= Job =
Emit the data below verbatim, stripping out any pictures.

= Provided data =
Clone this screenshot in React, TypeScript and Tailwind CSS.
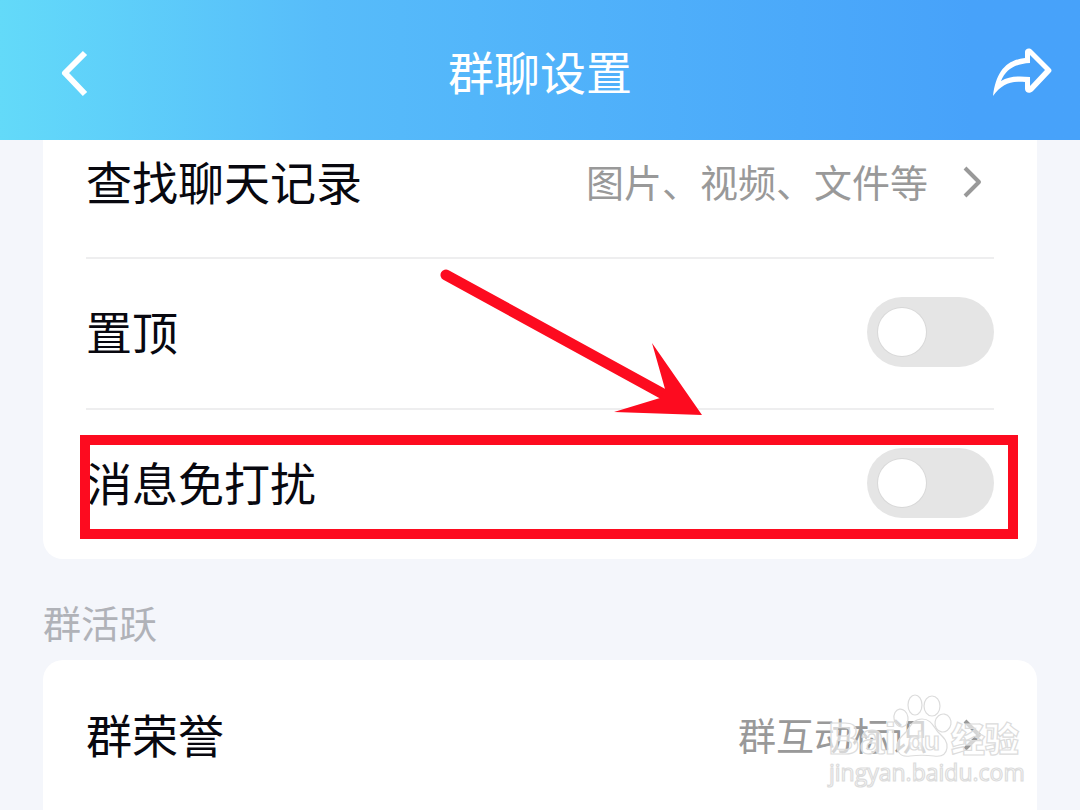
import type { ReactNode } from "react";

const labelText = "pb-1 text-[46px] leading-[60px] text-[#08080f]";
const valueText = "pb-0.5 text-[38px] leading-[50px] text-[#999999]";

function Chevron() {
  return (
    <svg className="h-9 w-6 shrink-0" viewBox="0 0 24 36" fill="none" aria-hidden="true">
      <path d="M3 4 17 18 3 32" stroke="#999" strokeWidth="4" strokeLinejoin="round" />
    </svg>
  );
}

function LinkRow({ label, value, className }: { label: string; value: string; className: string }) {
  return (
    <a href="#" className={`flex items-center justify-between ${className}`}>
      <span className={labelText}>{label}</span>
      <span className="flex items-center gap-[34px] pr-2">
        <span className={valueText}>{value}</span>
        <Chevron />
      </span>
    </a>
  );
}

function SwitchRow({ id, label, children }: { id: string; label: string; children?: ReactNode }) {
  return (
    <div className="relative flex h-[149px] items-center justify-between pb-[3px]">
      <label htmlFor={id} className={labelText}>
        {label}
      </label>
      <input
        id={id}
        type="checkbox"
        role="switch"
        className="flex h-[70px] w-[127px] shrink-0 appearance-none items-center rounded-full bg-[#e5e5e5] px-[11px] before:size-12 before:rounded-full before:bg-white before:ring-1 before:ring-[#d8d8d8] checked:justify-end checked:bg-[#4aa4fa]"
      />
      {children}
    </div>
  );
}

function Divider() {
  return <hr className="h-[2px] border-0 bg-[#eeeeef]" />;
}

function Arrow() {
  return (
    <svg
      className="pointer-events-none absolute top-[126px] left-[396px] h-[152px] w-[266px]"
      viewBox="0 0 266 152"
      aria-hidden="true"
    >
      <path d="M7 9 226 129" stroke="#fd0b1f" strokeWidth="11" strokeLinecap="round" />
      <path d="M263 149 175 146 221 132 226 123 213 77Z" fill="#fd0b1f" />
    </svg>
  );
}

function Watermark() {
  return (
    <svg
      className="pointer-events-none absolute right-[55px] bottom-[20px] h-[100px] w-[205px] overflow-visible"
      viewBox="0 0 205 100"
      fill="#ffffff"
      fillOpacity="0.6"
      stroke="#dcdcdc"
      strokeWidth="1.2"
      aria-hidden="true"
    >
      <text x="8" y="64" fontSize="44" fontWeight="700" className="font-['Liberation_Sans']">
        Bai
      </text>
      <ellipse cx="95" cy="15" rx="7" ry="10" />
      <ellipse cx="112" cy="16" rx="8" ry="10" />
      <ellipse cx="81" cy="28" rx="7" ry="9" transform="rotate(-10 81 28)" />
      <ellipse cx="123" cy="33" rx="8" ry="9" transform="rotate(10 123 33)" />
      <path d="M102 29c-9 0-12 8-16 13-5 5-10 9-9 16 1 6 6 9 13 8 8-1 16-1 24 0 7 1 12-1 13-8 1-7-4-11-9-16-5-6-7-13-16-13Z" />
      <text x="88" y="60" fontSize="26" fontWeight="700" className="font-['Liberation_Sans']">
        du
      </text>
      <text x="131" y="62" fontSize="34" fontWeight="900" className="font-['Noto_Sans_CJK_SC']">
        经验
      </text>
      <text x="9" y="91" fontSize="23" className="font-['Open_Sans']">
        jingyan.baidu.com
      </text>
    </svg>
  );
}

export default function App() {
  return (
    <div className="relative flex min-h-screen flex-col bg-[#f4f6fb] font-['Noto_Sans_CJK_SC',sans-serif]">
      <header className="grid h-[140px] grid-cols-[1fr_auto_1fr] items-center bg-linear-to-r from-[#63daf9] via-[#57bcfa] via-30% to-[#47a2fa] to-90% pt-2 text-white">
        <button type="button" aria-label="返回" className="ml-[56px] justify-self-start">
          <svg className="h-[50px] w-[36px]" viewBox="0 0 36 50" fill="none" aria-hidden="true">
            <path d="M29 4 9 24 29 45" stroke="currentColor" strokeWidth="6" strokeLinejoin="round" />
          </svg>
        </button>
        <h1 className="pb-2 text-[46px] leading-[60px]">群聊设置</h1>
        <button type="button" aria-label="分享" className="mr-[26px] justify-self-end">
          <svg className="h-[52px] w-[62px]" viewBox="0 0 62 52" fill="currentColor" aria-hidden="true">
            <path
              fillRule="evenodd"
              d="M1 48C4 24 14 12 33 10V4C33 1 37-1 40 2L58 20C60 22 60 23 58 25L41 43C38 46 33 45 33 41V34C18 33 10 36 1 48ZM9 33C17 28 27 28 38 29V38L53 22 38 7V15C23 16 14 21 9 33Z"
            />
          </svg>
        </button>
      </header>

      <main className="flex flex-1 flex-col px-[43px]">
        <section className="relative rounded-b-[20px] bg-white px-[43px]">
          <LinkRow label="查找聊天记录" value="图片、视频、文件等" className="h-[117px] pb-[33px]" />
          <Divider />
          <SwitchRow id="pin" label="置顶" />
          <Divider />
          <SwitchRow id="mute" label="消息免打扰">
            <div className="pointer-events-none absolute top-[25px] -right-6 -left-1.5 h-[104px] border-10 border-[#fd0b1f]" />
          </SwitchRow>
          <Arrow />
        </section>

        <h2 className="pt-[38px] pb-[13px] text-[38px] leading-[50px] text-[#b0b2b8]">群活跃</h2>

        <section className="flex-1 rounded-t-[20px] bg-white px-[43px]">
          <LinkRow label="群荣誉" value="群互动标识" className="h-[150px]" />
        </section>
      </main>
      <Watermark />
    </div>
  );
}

= Answer to this task =
Clone this screenshot in React, TypeScript and Tailwind CSS.
import type { ReactNode } from "react";

const labelText = "pb-1 text-[46px] leading-[60px] text-[#08080f]";
const valueText = "pb-0.5 text-[38px] leading-[50px] text-[#999999]";

function Chevron() {
  return (
    <svg className="h-9 w-6 shrink-0" viewBox="0 0 24 36" fill="none" aria-hidden="true">
      <path d="M3 4 17 18 3 32" stroke="#999" strokeWidth="4" strokeLinejoin="round" />
    </svg>
  );
}

function LinkRow({ label, value, className }: { label: string; value: string; className: string }) {
  return (
    <a href="#" className={`flex items-center justify-between ${className}`}>
      <span className={labelText}>{label}</span>
      <span className="flex items-center gap-[34px] pr-2">
        <span className={valueText}>{value}</span>
        <Chevron />
      </span>
    </a>
  );
}

function SwitchRow({ id, label, children }: { id: string; label: string; children?: ReactNode }) {
  return (
    <div className="relative flex h-[149px] items-center justify-between pb-[3px]">
      <label htmlFor={id} className={labelText}>
        {label}
      </label>
      <input
        id={id}
        type="checkbox"
        role="switch"
        className="flex h-[70px] w-[127px] shrink-0 appearance-none items-center rounded-full bg-[#e5e5e5] px-[11px] before:size-12 before:rounded-full before:bg-white before:ring-1 before:ring-[#d8d8d8] checked:justify-end checked:bg-[#4aa4fa]"
      />
      {children}
    </div>
  );
}

function Divider() {
  return <hr className="h-[2px] border-0 bg-[#eeeeef]" />;
}

function Arrow() {
  return (
    <svg
      className="pointer-events-none absolute top-[126px] left-[396px] h-[152px] w-[266px]"
      viewBox="0 0 266 152"
      aria-hidden="true"
    >
      <path d="M7 9 226 129" stroke="#fd0b1f" strokeWidth="11" strokeLinecap="round" />
      <path d="M263 149 175 146 221 132 226 123 213 77Z" fill="#fd0b1f" />
    </svg>
  );
}

function Watermark() {
  return (
    <svg
      className="pointer-events-none absolute right-[55px] bottom-[20px] h-[100px] w-[205px] overflow-visible"
      viewBox="0 0 205 100"
      fill="#ffffff"
      fillOpacity="0.6"
      stroke="#dcdcdc"
      strokeWidth="1.2"
      aria-hidden="true"
    >
      <text x="8" y="64" fontSize="44" fontWeight="700" className="font-['Liberation_Sans']">
        Bai
      </text>
      <ellipse cx="95" cy="15" rx="7" ry="10" />
      <ellipse cx="112" cy="16" rx="8" ry="10" />
      <ellipse cx="81" cy="28" rx="7" ry="9" transform="rotate(-10 81 28)" />
      <ellipse cx="123" cy="33" rx="8" ry="9" transform="rotate(10 123 33)" />
      <path d="M102 29c-9 0-12 8-16 13-5 5-10 9-9 16 1 6 6 9 13 8 8-1 16-1 24 0 7 1 12-1 13-8 1-7-4-11-9-16-5-6-7-13-16-13Z" />
      <text x="88" y="60" fontSize="26" fontWeight="700" className="font-['Liberation_Sans']">
        du
      </text>
      <text x="131" y="62" fontSize="34" fontWeight="900" className="font-['Noto_Sans_CJK_SC']">
        经验
      </text>
      <text x="9" y="91" fontSize="23" className="font-['Open_Sans']">
        jingyan.baidu.com
      </text>
    </svg>
  );
}

export default function App() {
  return (
    <div className="relative flex min-h-screen flex-col bg-[#f4f6fb] font-['Noto_Sans_CJK_SC',sans-serif]">
      <header className="grid h-[140px] grid-cols-[1fr_auto_1fr] items-center bg-linear-to-r from-[#63daf9] via-[#57bcfa] via-30% to-[#47a2fa] to-90% pt-2 text-white">
        <button type="button" aria-label="返回" className="ml-[56px] justify-self-start">
          <svg className="h-[50px] w-[36px]" viewBox="0 0 36 50" fill="none" aria-hidden="true">
            <path d="M29 4 9 24 29 45" stroke="currentColor" strokeWidth="6" strokeLinejoin="round" />
          </svg>
        </button>
        <h1 className="pb-2 text-[46px] leading-[60px]">群聊设置</h1>
        <button type="button" aria-label="分享" className="mr-[26px] justify-self-end">
          <svg className="h-[52px] w-[62px]" viewBox="0 0 62 52" fill="currentColor" aria-hidden="true">
            <path
              fillRule="evenodd"
              d="M1 48C4 24 14 12 33 10V4C33 1 37-1 40 2L58 20C60 22 60 23 58 25L41 43C38 46 33 45 33 41V34C18 33 10 36 1 48ZM9 33C17 28 27 28 38 29V38L53 22 38 7V15C23 16 14 21 9 33Z"
            />
          </svg>
        </button>
      </header>

      <main className="flex flex-1 flex-col px-[43px]">
        <section className="relative rounded-b-[20px] bg-white px-[43px]">
          <LinkRow label="查找聊天记录" value="图片、视频、文件等" className="h-[117px] pb-[33px]" />
          <Divider />
          <SwitchRow id="pin" label="置顶" />
          <Divider />
          <SwitchRow id="mute" label="消息免打扰">
            <div className="pointer-events-none absolute top-[25px] -right-6 -left-1.5 h-[104px] border-10 border-[#fd0b1f]" />
          </SwitchRow>
          <Arrow />
        </section>

        <h2 className="pt-[38px] pb-[13px] text-[38px] leading-[50px] text-[#b0b2b8]">群活跃</h2>

        <section className="flex-1 rounded-t-[20px] bg-white px-[43px]">
          <LinkRow label="群荣誉" value="群互动标识" className="h-[150px]" />
        </section>
      </main>
      <Watermark />
    </div>
  );
}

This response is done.